Kale is quite hardy, so it grows well here since our growing season is quite short and we can get hard freezes as early as August.  In fact, when I has harvesting kale for this dish, I found pellets of ice on some of the kale and the temperature hadn't reached above freezing in a few days.
Curried Carrot Soup

Olive oil
1 large onion
big bunch of carrots
~ 1 heaping tbsp of curry powder
salt and pepper
1 can of coconut milk


Chop the onion, it's OK if it's coarsely chopped since the soup will be pureed later.

Heat a a bit of olive oil in the bottom of a pot and had the onion.

Once the onions are soft, add the curry powder.

Johnny adds some fresh ground pepper to the pot.

Chop the carrots into smallish-sized chunks and add to the pot.

Kelly adds some water to the pot (or broth also works well).

Simmer the carrots until they are tenders.

Using an immersion blender, purée the soup.


Add the can of coconut milk.


 Stir in the coconut milk and serve.

Kelly's Decadent Salmon


wild Alaskan salmon

1/2 cup olive oil
1/2 dry vermouth
1 tbsp lime juice
1/2 tsp salt
2 tsp parsley
ground pepper

1 stick of butter
1 tbsp lime juice
2 tsp sesame oil
2 tsp minced fresh ginger
1 tsp lime zest


Johnny fillets the salmon.

Kelly mixed up the ingredients in the marinade.

Kelly pours the marinade over the salmon.

Covered with aluminum foil, bake at 40F until done (~15 minutes or so).

Once the salmon is cooked, spread the butter mixture over the top of it and let it infuse it.

Sautéed Kale

~ 1 tbsp of olive oil
3-4 cloves of garlic
~ 1 tsp of sesame oil
~ 1 tbsp of soy sauce
handfuls of kale


Over a medium high heat, add the oil.  Once it's hot, add the garlic.

Brown the garlic until it's slightly crispy.

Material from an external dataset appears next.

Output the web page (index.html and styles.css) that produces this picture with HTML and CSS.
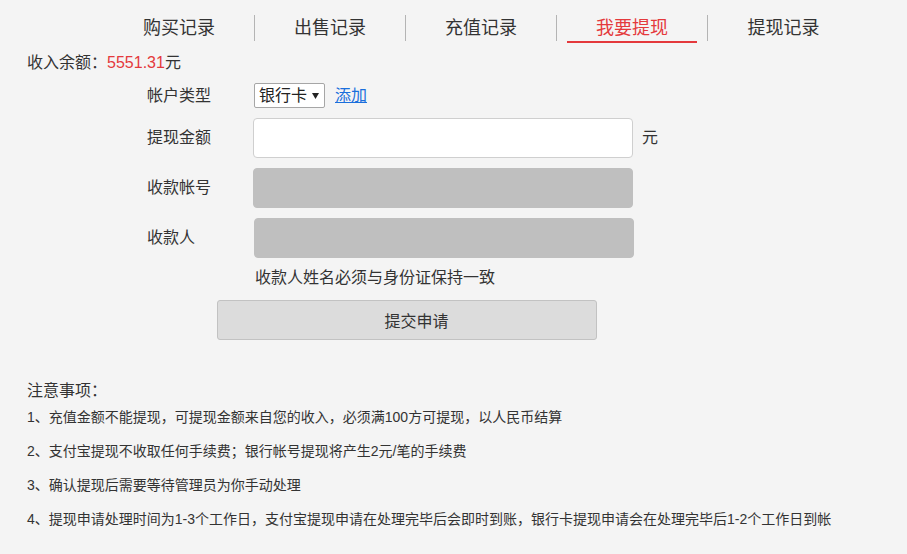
FILE: index.html
```html
<!DOCTYPE html>
<html lang="zh-CN">
<head>
<meta charset="utf-8">
<title>我要提现</title>
<link rel="stylesheet" href="styles.css">
</head>
<body>
<div class="page">
  <nav class="tabs">
    <a class="tab"><span class="tab-label">购买记录</span></a>
    <a class="tab"><span class="tab-label">出售记录</span></a>
    <a class="tab"><span class="tab-label">充值记录</span></a>
    <a class="tab active"><span class="tab-label">我要提现</span></a>
    <a class="tab last"><span class="tab-label">提现记录</span></a>
  </nav>

  <div class="balance">收入余额<span class="punc">：</span><span class="amount">5551.31</span>元</div>

  <form class="form">
    <div class="row">
      <label class="label">帐户类型</label>
      <div class="select" role="combobox">
        <span>银行卡</span>
        <svg class="caret" width="7" height="6" viewBox="0 0 7 6"><path d="M0 0H7L3.5 6Z" fill="#222"/></svg>
      </div>
      <a class="add-link" href="#">添加</a>
    </div>
    <div class="row">
      <label class="label">提现金额</label>
      <input class="field" type="text">
      <span class="unit">元</span>
    </div>
    <div class="row">
      <label class="label">收款帐号</label>
      <div class="field disabled"></div>
    </div>
    <div class="row">
      <label class="label">收款人</label>
      <div class="field disabled shift"></div>
    </div>
    <div class="hint">收款人姓名必须与身份证保持一致</div>
    <button class="submit" type="button">提交申请</button>
  </form>

  <section class="notes">
    <h3 class="notes-title">注意事项<span class="punc">：</span></h3>
    <ul class="notes-list">
      <li>1、充值金额不能提现，可提现金额来自您的收入，必须满100方可提现，以人民币结算</li>
      <li>2、支付宝提现不收取任何手续费；银行帐号提现将产生2元/笔的手续费</li>
      <li>3、确认提现后需要等待管理员为你手动处理</li>
      <li>4、提现申请处理时间为1-3个工作日，支付宝提现申请在处理完毕后会即时到账，银行卡提现申请会在处理完毕后1-2个工作日到帐</li>
    </ul>
  </section>
</div>
</body>
</html>
```

FILE: styles.css
```css
* { box-sizing: border-box; }

html, body {
  margin: 0;
  background: #f4f4f4;
}

body {
  font-family: "Liberation Sans", "Noto Sans CJK SC", sans-serif;
  color: #333;
  text-spacing-trim: space-all;
}

.punc {
  font-family: "Noto Sans CJK TC", sans-serif;
}

.page {
  padding: 15px 0 0 27px;
}

.tabs {
  display: flex;
  margin-left: 77px;
  height: 26px;
}

.tab {
  width: 151px;
  height: 26px;
  border-right: 1px solid #b4b4b4;
  font-size: 18px;
  line-height: 26px;
  text-align: center;
  color: #333;
  text-decoration: none;
}

.tab.last { border-right: none; }

.tab-label {
  display: block;
  width: 130px;
  height: 26px;
  margin: 0 auto;
}

.tab.active .tab-label {
  color: #e4393c;
  box-shadow: 0 2px 0 #e4393c;
}

.balance {
  margin-top: 8px;
  height: 24px;
  font-size: 16px;
  line-height: 24px;
}

.amount { color: #e4393c; }

.form {
  margin: 10px 0 0 0;
}

.row {
  display: flex;
  align-items: center;
  padding-left: 120px;
  margin-bottom: 10px;
}

.label {
  width: 106px;
  flex: none;
  font-size: 16px;
  line-height: 24px;
}

.select {
  display: flex;
  align-items: center;
  width: 71px;
  height: 25px;
  margin-left: 1px;
  padding: 0 0 0 4px;
  border: 1px solid #a6a6a6;
  border-radius: 2px;
  background: #fff;
  font-size: 16px;
  line-height: 23px;
  color: #222;
}

.caret {
  margin-left: 5px;
  margin-top: 1px;
}

.add-link {
  margin-left: 10px;
  font-size: 16px;
  line-height: 24px;
  color: #1a6fdc;
  text-decoration: underline;
}

.field {
  width: 380px;
  height: 40px;
  border: 1px solid #cfcfcf;
  border-radius: 4px;
  background: #fff;
  margin: 0;
  padding: 0 8px;
  font-size: 16px;
  font-family: inherit;
}

.field.disabled {
  background: #bfbfbf;
  border-color: #bfbfbf;
}

.field.shift { margin-left: 1px; }

.unit {
  margin-left: 9px;
  font-size: 16px;
  line-height: 24px;
}

.hint {
  margin: 0 0 0 228px;
  font-size: 16px;
  line-height: 20px;
}

.submit {
  display: block;
  margin: 12px 0 0 190px;
  width: 380px;
  height: 40px;
  background: #dcdcdc;
  border: 1px solid #c2c2c2;
  border-radius: 3px;
  font-family: inherit;
  font-size: 16px;
  color: #333;
  padding: 0 0 0 19px;
}

.notes {
  margin-top: 38px;
}

.notes-title {
  margin: 0;
  height: 22px;
  font-size: 16px;
  font-weight: normal;
  line-height: 22px;
}

.notes-list {
  margin: 0;
  padding: 0;
  list-style: none;
}

.notes-list li {
  font-size: 14px;
  line-height: 34px;
  white-space: nowrap;
}
```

Add in a few handfuls of kale.  It will cook down quite a bit.

Once the kale is beginning to wilt and turns a shinier green, drizzle the sesame oil and soy sauce.  Stir in before serving.

Finally all the components of the meal are ready to go-- the soup, the salmon, and kale... plus Jenny & Brent brought a saffron rice dish to serve with the meal.  Yum!

And the evening really isn't complete until at least one of us ends up on the floor from laughing too hard.